The Asian high mountains, the new study said, were already warming more rapidly than the global average.

A global temperature rise of 1.5 C would mean an average increase in the region of about 2.1 C, with differences between mountain ranges — all of which will warm by more than 1.5 C.

The Hindu Kush mountain range would warm by about 2.3 C and the eastern Himalayas by some 1.9 C, the study forecast.

“Even if temperatures stabilise at their current level, (glacier) mass loss will continue for decades to come,” the researchers added.

For the high mountain glaciers to survive, “it is essential to minimise the global temperature increase.”

Swathes of South Asia and China depend on meltwater from Himalayan glaciers for drinking water, electricity generation and irrigation.

At the same time, the regions are also vulnerable to more intense flooding from accelerated glacier melt, combined with heavier rains and superstorms boosted by global warming.

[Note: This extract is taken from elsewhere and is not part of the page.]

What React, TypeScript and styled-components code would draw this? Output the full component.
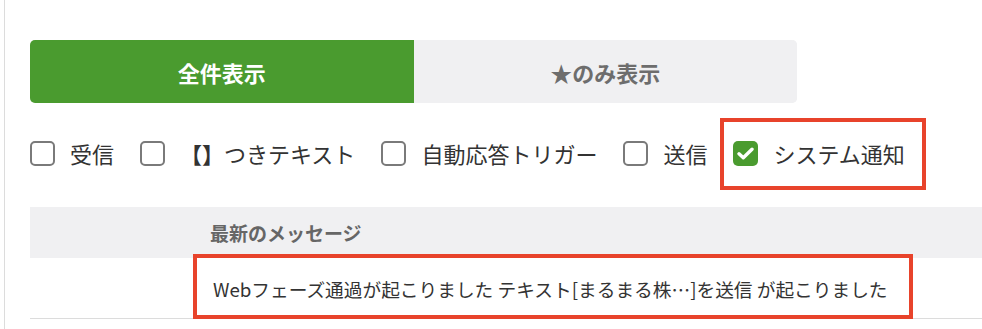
import React, { useState } from "react";
import styled, { createGlobalStyle } from "styled-components";

const GREEN = "#4a9b2f";
const RED = "#e8432b";

const Global = createGlobalStyle`
  html, body { margin: 0; padding: 0; background: #fff; }
  body { font-family: "Noto Sans CJK JP", "Noto Sans", sans-serif; color: #333; }
  * { box-sizing: border-box; }
`;

const Frame = styled.div`
  margin-left: 4px;
  border-left: 1px solid #dcdcdc;
  min-height: 329px;
  padding: 40px 0 0 25px;
`;

const Tabs = styled.div`
  display: flex;
  width: 767px;
  height: 63px;
  border-radius: 5px;
  overflow: hidden;
  background: #f0f0f2;
`;

const Tab = styled.button<{ $active?: boolean }>`
  flex: 1;
  border: none;
  margin: 0;
  padding: 0;
  font-family: inherit;
  font-size: 22px;
  font-weight: 700;
  cursor: pointer;
  background: ${(p) => (p.$active ? GREEN : "#f0f0f2")};
  color: ${(p) => (p.$active ? "#fff" : "#6d6d6d")};
`;

const Filters = styled.div`
  display: flex;
  align-items: center;
  gap: 26px;
  margin-top: 37px;
  height: 26px;
`;

const Item = styled.label<{ $marked?: boolean }>`
  position: relative;
  display: flex;
  align-items: center;
  gap: 15px;
  font-size: 22px;
  color: #333;
  cursor: pointer;
  ${(p) =>
    p.$marked
      ? `&::after {
    content: "";
    position: absolute;
    left: -13px;
    right: -21px;
    top: -19px;
    bottom: -21px;
    border: 4px solid ${RED};
    pointer-events: none;
  }`
      : ""}
`;

const Box = styled.span<{ $checked?: boolean }>`
  width: 25px;
  height: 25px;
  flex: none;
  border-radius: 5px;
  border: ${(p) => (p.$checked ? "none" : "2px solid #7a7a7a")};
  background: ${(p) => (p.$checked ? GREEN : "#fff")};
  display: flex;
  align-items: center;
  justify-content: center;
`;

const Bracket = styled.span`
  font-weight: 700;
`;

const Table = styled.div`
  margin-top: 41px;
`;

const HeadRow = styled.div`
  display: grid;
  grid-template-columns: 164px 1fr;
  height: 51px;
  background: #f0f0f2;
  align-items: center;
`;

const HeadCell = styled.div`
  padding-left: 16px;
  font-size: 19px;
  font-weight: 700;
  color: #666;
`;

const BodyRow = styled.div`
  display: grid;
  grid-template-columns: 164px 1fr;
  height: 61px;
  border-bottom: 1px solid #dcdcdc;
  align-items: center;
`;

const BodyCell = styled.div`
  position: relative;
  height: 100%;
  display: flex;
  align-items: center;
  padding-left: 19px;
  font-size: 18.7px;
  color: #333;
  white-space: nowrap;
`;

const Highlight = styled.div`
  position: absolute;
  left: -1px;
  top: -4px;
  width: 720px;
  height: 65px;
  border: 4px solid ${RED};
  pointer-events: none;
`;

const Check = () => (
  <svg width="17" height="13" viewBox="0 0 17 13" aria-hidden>
    <path d="M2 6.8 L6.3 10.8 L15 2.3" fill="none" stroke="#fff" strokeWidth="3.4" strokeLinecap="round" strokeLinejoin="round" />
  </svg>
);

export default function App() {
  const [all, setAll] = useState(true);
  const items: { key: string; label: React.ReactNode; checked?: boolean }[] = [
    { key: "r", label: "受信" },
    { key: "b", label: (<><Bracket>【】</Bracket>つきテキスト</>) },
    { key: "a", label: "自動応答トリガー" },
    { key: "s", label: "送信" },
    { key: "n", label: "システム通知", checked: true },
  ];
  return (
    <>
      <Global />
      <Frame>
        <Tabs>
          <Tab $active={all} onClick={() => setAll(true)}>全件表示</Tab>
          <Tab $active={!all} onClick={() => setAll(false)}>★のみ表示</Tab>
        </Tabs>
        <Filters>
          {items.map((it) => (
            <Item key={it.key} $marked={it.checked}>
              <Box $checked={it.checked}>{it.checked && <Check />}</Box>
              <span>{it.label}</span>
            </Item>
          ))}
        </Filters>
        <Table>
          <HeadRow>
            <div />
            <HeadCell>最新のメッセージ</HeadCell>
          </HeadRow>
          <BodyRow>
            <div />
            <BodyCell>
              Webフェーズ通過が起こりました テキスト[まるまる株…]を送信 が起こりました
              <Highlight />
            </BodyCell>
          </BodyRow>
        </Table>
      </Frame>
    </>
  );
}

A study in July in the journal Nature Climate Change, said there was only a five-percent chance of holding global warming under 2.0 C.

For 1.5 C, the odds were about one percent.

On current trends, some experts project Earth is on track to warm by about 3.0 C.

Glaciologists have sounded the alarm about shrinking ice cover in other mountain regions.

A 2014 study found that Peru’s glaciers had shrunk by more than 40 percent since 1970.

According to the LGGE glaciology laboratory in the French city of Grenoble, the glaciers of the French Alps lost about a quarter of their surface area between 2003 and 2015.

The glaciers, they said, melted three times faster during those 12 years than in the period 1986-2003.